La bellezza del package è seconda soltanto alla bellezza del disco. Ekman lo conosciamo bene, in poche mosse ha scardinato l’electro piazzandosi al centro da protagonista. La Solar One Music è una delle nostre label preferite, e anche questo non è un mistero, ma d’altronde non possiamo fare un dramma se ogni loro uscita è quanto di più avveniristico possiate ascoltare.
Questa volta ci stupiscono con un cofanetto in legno confezionato con una passione unica, un oggetto da collezione stampato in sole cento copie.
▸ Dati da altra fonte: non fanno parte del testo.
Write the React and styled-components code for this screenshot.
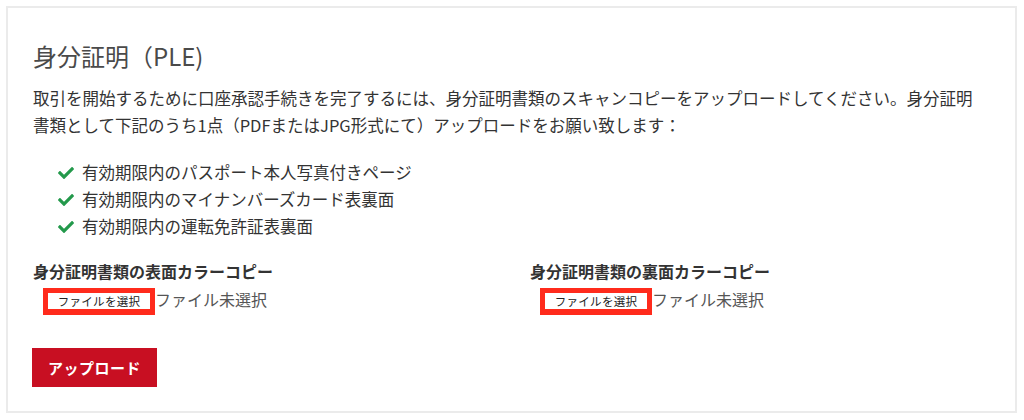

Affrettatevi, lo dico per voi.
Ekman fa il diavolo a quattro aprendo con un dramma dal sapore horror/acid con arpeggi profondi che si stagliano sulla batteria elettronica ricordandoci che la trama nella musica electro è sempre stata un fattore fondamentale nella stesura dei brani.
Nel secondo pezzo, “Cosmic Acceleration” torna a parlare un linguaggio futuristico, anche se qui il concetto è legato a doppio filo con una concezione retrò nelle atmosfere, un linguaggio astratto, visionario, come se una navicella aliena fosse atterrata sul pianeta quarant’anni fa.
“The Vacuum” è l’interpretazione scientifica di questa visione, un’analisi accurata dell’elemento sonoro che regala ancora una suggestiva ambientazione electro per menti prive di barriere. “Phantom Energy” è la notte che si fa strada, un brano profondo che parte da una stringa sconnessa e da un rumore di fondo non identificato per poi aprirsi in un groviglio analogico dal sapore quasi jazz, quel jazz cosmico capace di sconvolgere la mente.
“Frequency is Matter” riparte proprio da quelle strambe frequenze per entrare in un nuovo mantra dove entra in gioco l’elemento vocale, sprazzi di ritmo ed un’inquietante melodia retro futuristica.
“Nasty Infinity” riprende una connotazione se vogliamo più classica con il suono di una tastiera a modellare un’acida melodia mentre intorno la programmazione ritmica lavora molto di mestiere. Questo è il punto del disco nel quale il suono sembra in qualche maniera incattivirsi, la successiva “Schwarzschild Radius” entra proprio in quell’ottica electro da viaggio interstellare, con i synth a lavorare grasse melodie e la batteria elettronica a tuonare dal basso.
“Missing Satellite Problem” è una luce nella notte, una serie di lampi tornano ad illuminare la via in un brano dal basso profilo che si avvicina più a canoni ambientali che non electro, e forse per questo ricco di un fascino particolare. Sul finale le stramberie cosmiche di “Ergosphere”, un saliscendi sonoro che subisce l’influenza di certa elettronica sperimentale del decennio ’70, soprattutto per l’utilizzo di quei suoni acquatici che nel periodo pre-cosmico hanno fatto scuola soprattutto in Germania.
E’ raro ancor prima d’esser terminato. Cercate di farlo vostro.